Well I'm tempted but this seems to be a function that is so tightly integrated with regular Mathematica and WRI procedures that I hesitate to learn and use an outside method. Do you handle multiple package files in one Application? The automatic link button on usage messages? Links to notebooks that use private Application style sheets? Automatic Options tables on the Function pages? Out of place loading of `Private` definitions when all that is needed is the exported symbols with their Context? CellID links that will open a notebook to a selected cell in a closed section rather than keeping it hidden?
Workbench 2.0 does allow one to use various editors for package.m notebooks including the "System Editor", which is the one I believe you are talking about. It allows Titles and the various levels of Sections with openers. You can also have Text cells and switch between Code cells and Input cells for easier editing. The Workbench editor, called "Mathematica Source Editor" is sometimes convenient to use. It has a number of features such as formatting commands, flagging of warnings and errors, Tooltip information on functions and a feature that highlights every occurrence of a name in the file once one instance has been selected. (The most common warning I get is leaving unused local variables in Modules.) One can also set the editor to show line numbers. There is also a Text editor, which I have never used.
There appears to me to be a marked tendency of developers, because of the obscurity and difficulties of the WRI documentation facilities, to develop their own form of documentation. I think this is a mistake because users will know the WRI paradigm, which takes a little learning itself, and it's unfair to ask them to learn new paradigms - one for each Application. (I believe what you are doing, David, does follow the WRI paradigm.)
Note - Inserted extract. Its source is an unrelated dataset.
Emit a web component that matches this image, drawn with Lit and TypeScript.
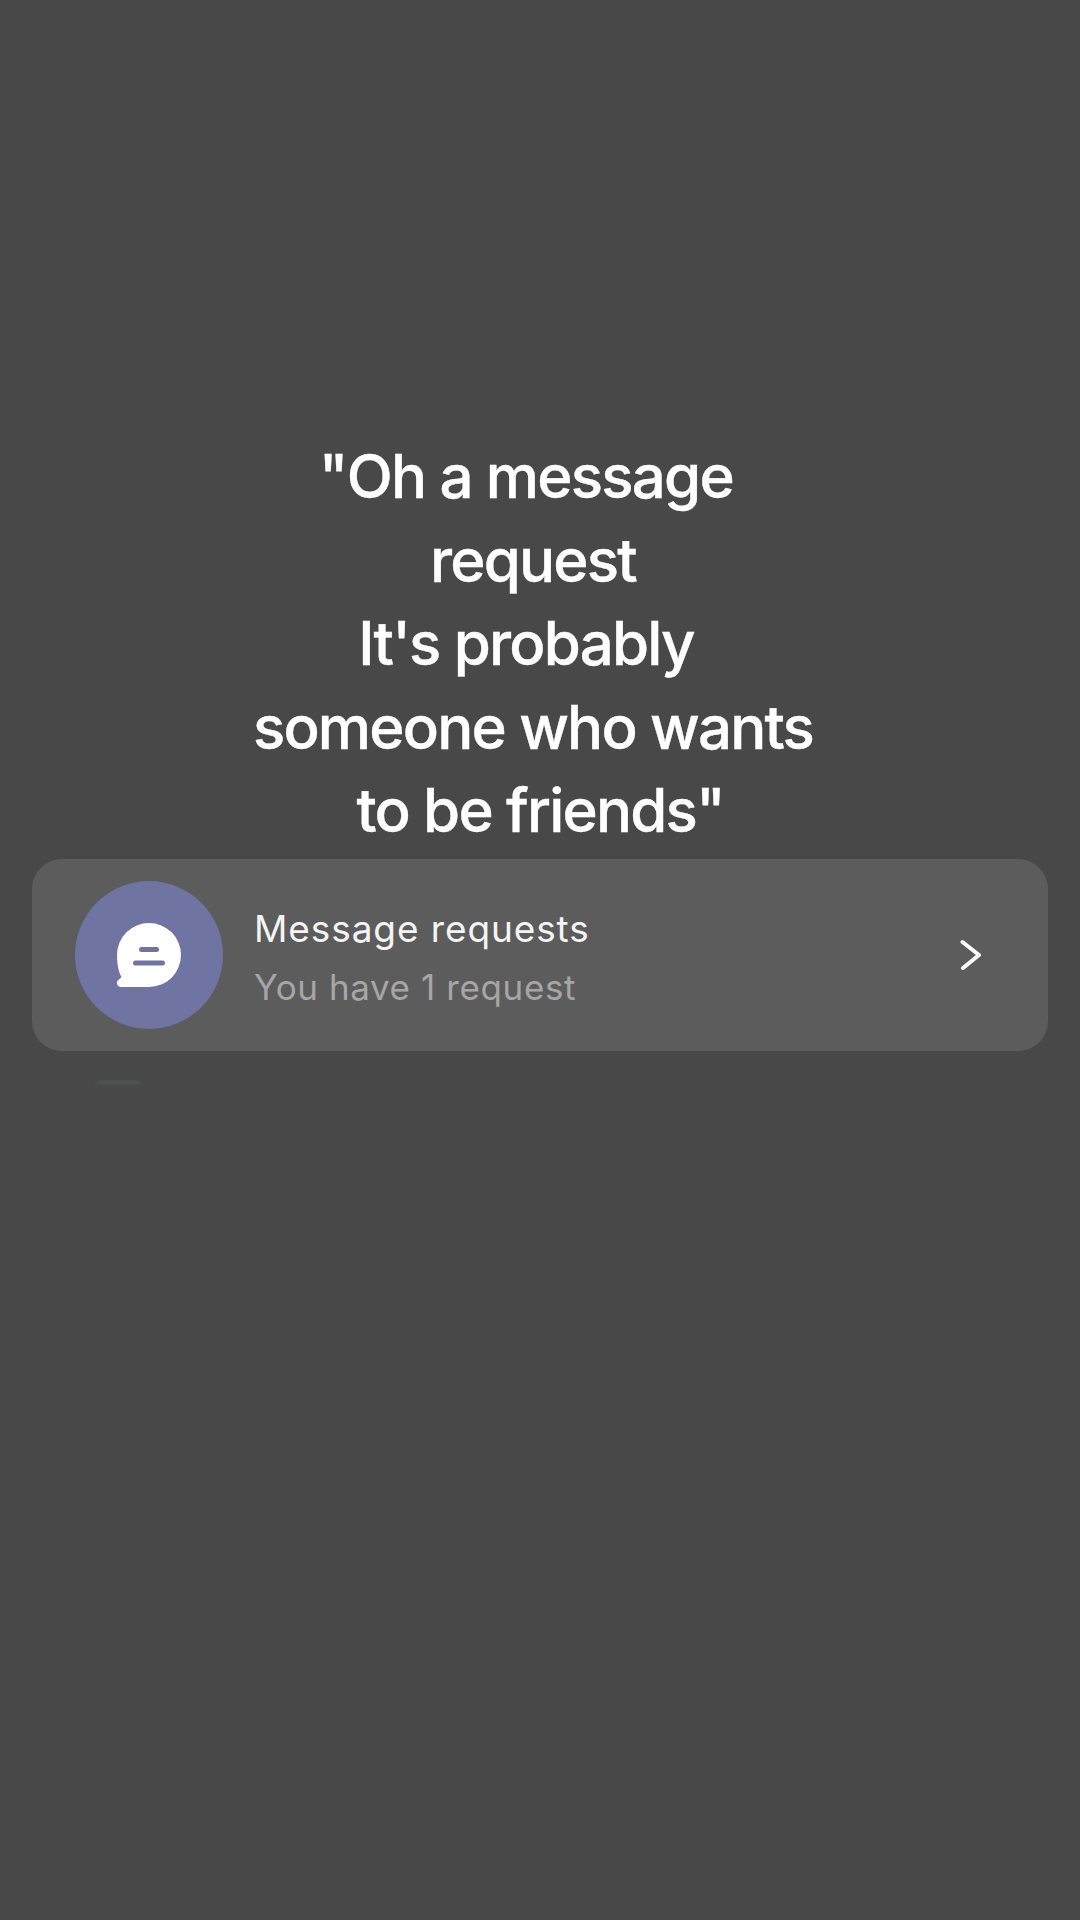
import { LitElement, html, css } from "lit";
import { customElement } from "lit/decorators.js";

@customElement("app-root")
export class AppRoot extends LitElement {
  static styles = css`
    :host {
      display: block;
      width: 1080px;
      height: 1920px;
      background: #484848;
      overflow: hidden;
      font-family: Inter, "Liberation Sans", sans-serif;
    }
    .page {
      display: flex;
      flex-direction: column;
      align-items: center;
      padding-top: 435px;
    }
    .quote {
      box-sizing: border-box;
      width: 1080px;
      height: 420px;
      padding-right: 14px;
      text-align: center;
      color: #fff;
      font-size: 60px;
      font-weight: 500;
      line-height: 83.5px;
      letter-spacing: -1.8px;
      -webkit-text-stroke: 0.4px #fff;
    }
    .quote div {
      white-space: pre;
    }
    .card {
      box-sizing: border-box;
      width: 1016px;
      height: 192px;
      margin-top: 4px;
      border-radius: 30px;
      background: #5c5c5c;
      display: flex;
      align-items: center;
      padding: 0 66px 0 43px;
    }
    .avatar {
      width: 148px;
      height: 148px;
      border-radius: 50%;
      background: #6f74a3;
      display: flex;
      align-items: center;
      justify-content: center;
      flex: none;
    }
    .text {
      flex: 1;
      margin-left: 31px;
      padding-top: 5px;
      display: flex;
      flex-direction: column;
      gap: 18px;
    }
    .title {
      font-size: 37px;
      line-height: 41px;
      letter-spacing: 0.9px;
      color: #f4f4f4;
    }
    .sub {
      font-size: 35px;
      line-height: 41px;
      letter-spacing: 0.6px;
      color: #a6a6a6;
    }
    .rule {
      width: 44px;
      height: 3px;
      margin: 30px 0 0 -844px;
      border-radius: 2px;
      background: #4d5a56;
      filter: blur(1.5px);
    }
    svg {
      display: block;
    }
  `;

  render() {
    return html`
      <div class="page">
        <div class="quote">
          <div>"Oh a message </div>
          <div>request</div>
          <div>It's probably </div>
          <div>someone who wants</div>
          <div> to be friends"</div>
        </div>
        <div class="card">
          <div class="avatar">
            <svg width="72" height="72" viewBox="0 0 72 72">
              <path
                fill="#fff"
                d="M36 4a32 32 0 0 1 0 64H8a4 4 0 0 1-2-7.500L8.500 58C5.500 53 4 45 4 36A32 32 0 0 1 36 4Z"
              />
              <rect x="26" y="28" width="20" height="5" rx="2.500" fill="#6f74a3" />
              <rect x="20" y="41.500" width="32" height="5" rx="2.500" fill="#6f74a3" />
            </svg>
          </div>
          <div class="text">
            <div class="title">Message requests</div>
            <div class="sub">You have 1 request</div>
          </div>
          <svg width="22" height="32" viewBox="0 0 22 32">
            <path
              d="M2.500 3 L19 16 L3 29"
              fill="none"
              stroke="#fff"
              stroke-width="4"
              stroke-linecap="round"
              stroke-linejoin="round"
            />
          </svg>
        </div>
        <div class="rule"></div>
      </div>
    `;
  }
}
If you are doing serious work, which involves writing Mathematica routines and developing written material, then it can really pay to document with Guide and Function pages within an Application format. You can cram a lot of useful information on a Function page, including test cases (disguised as examples or maybe in an explicit Test Case section). It should be intrinsically easy to learn how to do this and, once one learns, not that difficult to implement because one would be developing most of the content in any case.
The problem is that now the documentation methods are highly tuned for WRI's own requirements. The Workbench procedures for users appear to be a spinoff. They are not easily applied to the needs of Application development and use. The present WRI package and user documentation facilities are ill-designed, buggy, unintuitive and unstable. WRI has been dangling this out there for a number of years. It's time to finish the job and do it right.
From: David Bailey [mailto:email@example.com]
Please note that I have written up a complete method for generating package documentation without using the Workbench. If anyone has difficulty, please let me know.
I don't think the workbench will ever really be integrated into Mathematica - not least because it can't display the complete Mathematica character set!
I haven't tried the workbench for years, but when I did, I found it used a totally different nomenclature - I agree completely with David Park.
I can't imagine why anyone would want to edit their package files in the workbench, when there is a superb package file editor built right in to Mathematica! This will read a .m file, display it in StandardForm, let you edit it and execute code as if it were a notebook. You can also add headings (but not colour), and when you save the result, any output cells are discarded and the headings are stored as specially coded Mathematica comments. This means the next time you edit the package file, the headings come back up again immediately.
Unless I really want to save the output, I use .m files for almost everything. Often I find it is more convenient not to save the output - just re-execute the .m file (which needn't hold a package, of course) when I re-load it.
I'm not sure if WRI downplay this feature because the workbench 'competes' with it, but honestly, they should forget the workbench, and build on Mathematica!
I know the idea of the workbench is that people can do mixed language programming, but I have developed a lot of Java/Mathematica code using Notepad++ to edit the Java, and the above mentioned package editor.